= World Nuclear University =

The World Nuclear University (WNU) is a network which was created in 2003 on the 50th anniversary of U.S. President Dwight D. Eisenhower's ‘Atoms for Peace’ initiative, and is recognized as a "Partnership for Sustainable Development" by the UN Commission on Sustainable Development (CSD).

The WNU is a not-for-profit organisation which runs a series of programmes throughout the world.

The majority of WNU programmes are designed for professionals already working within the nuclear industry, and the programmes aim to further the cause of the peaceful applications of nuclear technologies. Many are focussed on building leadership skills, and providing a broad perspective on the key topics in peaceful nuclear applications.

== WNU programmes ==

The major programmes offered by the World Nuclear University are:

=== Summer Institute ===

Run every year in July and August, this is the biggest event on the WNU calendar. The Summer Institute is an intensive six-week leadership development programme tailored specially to leaders in the industry. The programme is composed of lectures, invited leader presentations, small working group activities and a technical tour which combines to give participants a grounding in all aspects of the nuclear industry, with additional presentations focused on specific aspects of leadership. At the end of the programme, the Fellows work on their final projects, called Networks for Nuclear Innovation.

=== School of uranium production ===

The WNU School of Uranium production in collaboration with Diamo, from the Czech Republic. The programmes focus on all aspects of uranium production, from surveying and exploration, to extraction and ore processing, environmental and health protection and the decommissioning and rehabilitation of mining areas.

=== Short course ===

WNU also runs a number of short courses, held in collaboration with universities and research centres around the world. The courses are focused on "The World Nuclear Industry Today” and they are open to all interested participants. They are focused on improving knowledge of today's nuclear industry, and exploring where nuclear might go in future.

=== Nuclear Olympiad ===

The Nuclear Olympiad was held for the first time in 2011 in South Korea as a contest for university students around the world to research and develop a plan for gaining public acceptance of nuclear technology in their country. In 2015, 2016 and 2019 the Nuclear Olympiad engaged under-graduate and graduate students from around the world on the topic of nuclear applications for global development.

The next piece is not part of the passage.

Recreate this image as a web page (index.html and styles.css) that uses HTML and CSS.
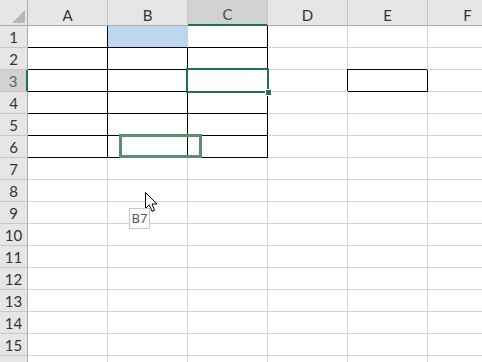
FILE: index.html
```html
<!DOCTYPE html>
<html>
<head>
    <title>Sheet1</title>
    <link rel="stylesheet" href="styles.css">
</head>
<body>

    <div class="sheet">
        <div class="corner"></div>
        <div class="h">A</div>
        <div class="h">B</div>
        <div class="h h-on">C</div>
        <div class="h">D</div>
        <div class="h">E</div>
        <div class="h">F</div>

        <div class="rh">1</div>
        <div class="c kr kb"></div>
        <div class="c fill kb"></div>
        <div class="c kr kb"></div>
        <div class="c"></div>
        <div class="c"></div>
        <div class="c"></div>

        <div class="rh">2</div>
        <div class="c kr kb"></div>
        <div class="c kr kb"></div>
        <div class="c kr kb"></div>
        <div class="c"></div>
        <div class="c"></div>
        <div class="c"></div>

        <div class="rh rh-on">3</div>
        <div class="c kr kb"></div>
        <div class="c kr kb"></div>
        <div class="c kr kb"></div>
        <div class="c"></div>
        <div class="c boxed"></div>
        <div class="c"></div>

        <div class="rh">4</div>
        <div class="c kr kb"></div>
        <div class="c kr kb"></div>
        <div class="c kr kb"></div>
        <div class="c"></div>
        <div class="c"></div>
        <div class="c"></div>

        <div class="rh">5</div>
        <div class="c kr kb"></div>
        <div class="c kr kb"></div>
        <div class="c kr kb"></div>
        <div class="c"></div>
        <div class="c"></div>
        <div class="c"></div>

        <div class="rh">6</div>
        <div class="c kr kb"></div>
        <div class="c kr kb"></div>
        <div class="c kr kb"></div>
        <div class="c"></div>
        <div class="c"></div>
        <div class="c"></div>

        <div class="rh">7</div>
        <div class="c"></div><div class="c"></div><div class="c"></div>
        <div class="c"></div><div class="c"></div><div class="c"></div>

        <div class="rh">8</div>
        <div class="c"></div><div class="c"></div><div class="c"></div>
        <div class="c"></div><div class="c"></div><div class="c"></div>

        <div class="rh">9</div>
        <div class="c"></div><div class="c"></div><div class="c"></div>
        <div class="c"></div><div class="c"></div><div class="c"></div>

        <div class="rh">10</div>
        <div class="c"></div><div class="c"></div><div class="c"></div>
        <div class="c"></div><div class="c"></div><div class="c"></div>

        <div class="rh">11</div>
        <div class="c"></div><div class="c"></div><div class="c"></div>
        <div class="c"></div><div class="c"></div><div class="c"></div>

        <div class="rh">12</div>
        <div class="c"></div><div class="c"></div><div class="c"></div>
        <div class="c"></div><div class="c"></div><div class="c"></div>

        <div class="rh">13</div>
        <div class="c"></div><div class="c"></div><div class="c"></div>
        <div class="c"></div><div class="c"></div><div class="c"></div>

        <div class="rh">14</div>
        <div class="c"></div><div class="c"></div><div class="c"></div>
        <div class="c"></div><div class="c"></div><div class="c"></div>

        <div class="rh">15</div>
        <div class="c"></div><div class="c"></div><div class="c"></div>
        <div class="c"></div><div class="c"></div><div class="c"></div>

        <div class="rh">16</div>
        <div class="c"></div><div class="c"></div><div class="c"></div>
        <div class="c"></div><div class="c"></div><div class="c"></div>

        <!-- active cell C3 -->
        <div class="sel"><span class="handle"></span></div>
        <!-- cell being dragged -->
        <div class="drag"></div>
        <!-- mouse pointer and target tip -->
        <svg class="pointer" width="13" height="21" viewBox="0 0 13 21">
            <path d="M0.5 0.5 L0.5 16.5 L4.3 12.9 L7 19.3 L9.6 18.2 L7 12 L12 12 Z" fill="#fff" stroke="#000" stroke-width="1" stroke-linejoin="miter"/>
        </svg>
        <div class="tip">B7</div>
    </div>

</body>
</html>
```

FILE: styles.css
```css
*
{
	margin: 0;
	padding: 0;
	box-sizing: border-box;
}
body
{
	background: #fff;
	overflow: hidden;
	font-family: Lato, "Open Sans", sans-serif;
}

.sheet
{
	position: relative;
	display: grid;
	grid-template-columns: 28px repeat(6, 80px);
	grid-template-rows: 26px repeat(16, 22px);
}

/* headers */
.corner
{
	position: relative;
	background: #e6e6e6;
	border-right: 1px solid #ababab;
	border-bottom: 1px solid #ababab;
}
.corner::after
{
	content: "";
	position: absolute;
	left: 12px;
	top: 10px;
	width: 13px;
	height: 13px;
	background: #b7b7b7;
	clip-path: polygon(100% 0, 100% 100%, 0 100%);
}
.h
{
	display: flex;
	align-items: center;
	justify-content: center;
	padding-top: 4px;
	background: #e6e6e6;
	border-right: 1px solid #c6c6c6;
	border-bottom: 1px solid #ababab;
	color: #333;
	font-size: 15px;
}
.h-on
{
	background: #d2d2d2;
	color: #4d4d4d;
	border-bottom: 2px solid #217346;
}
.rh
{
	display: flex;
	align-items: center;
	justify-content: center;
	background: #e6e6e6;
	border-right: 1px solid #ababab;
	border-bottom: 1px solid #c6c6c6;
	color: #333;
	font-size: 15px;
}
.rh-on
{
	background: #d2d2d2;
	color: #55695d;
	border-right: 2px solid #217346;
}

/* cells */
.c
{
	border-right: 1px solid #d4d4d4;
	border-bottom: 1px solid #d4d4d4;
}
.kr { border-right-color: #000; }
.kb { border-bottom-color: #000; }
.fill
{
	background: #bdd7ee;
	border-right-color: #bdd7ee;
}
.boxed
{
	border-right-color: #000;
	border-bottom-color: #000;
	box-shadow: -1px -1px 0 #000;
}

/* overlays */
.sel
{
	position: absolute;
	left: 186px;
	top: 68px;
	width: 83px;
	height: 25px;
	border: 2px solid #217346;
}
.handle
{
	position: absolute;
	right: -5px;
	bottom: -5px;
	width: 7px;
	height: 7px;
	background: #217346;
	border: 1px solid #fff;
}
.drag
{
	position: absolute;
	left: 119px;
	top: 134px;
	width: 83px;
	height: 24px;
	border: 3px solid #5e8d6f;
}
.pointer
{
	position: absolute;
	left: 145px;
	top: 192px;
}
.tip
{
	position: absolute;
	left: 129px;
	top: 208px;
	width: 21px;
	height: 21px;
	background: #fff;
	border: 1px solid #c8c8c8;
	color: #595959;
	font: 13px "Noto Sans", sans-serif;
	line-height: 19px;
	text-align: center;
}
```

=== School on Radiation Technologies ===

The WNU School on Radiation Technologies is a two-week programme designed for promising young professionals working in radiation-related industries, research institutes and universities. Like the Summer Institute, this programme features lectures, group activities and technical visits.

=== Nuclear English ===
The WNU Nuclear English-language courses aims to prepare learners for the English-speaking environment, enabling day-to-day communication with colleagues, the writing of effective reports and participation at conferences. This course is designed for managers and senior technical staff working in the nuclear field.

== Structure ==
The WNU founding members include the World Nuclear Association, International Atomic Energy Agency (IAEA), World Association of Nuclear Operators (WANO) and the Organisation for Economic Co-operation and Development – Nuclear Energy Agency (OECD-NEA), that also compose the WNU Advisory Panel. The WNU is also supported by a substantial number of academic institutions and industry globally.
The WNU is run from the WNU Coordinating Centre, hosted in the World Nuclear Association offices in London, UK.

The WNU President is Mrs Agneta Rising, World Nuclear Association Director General. The WNU's Chancellor is Dr Hans Blix, the IAEA's Director General-Emeritus, who headed that UN agency for 16 years and later served as chief of the UN Monitoring, Verification and Inspection Commission. The Head of WNU is Dr. Patricia Wieland.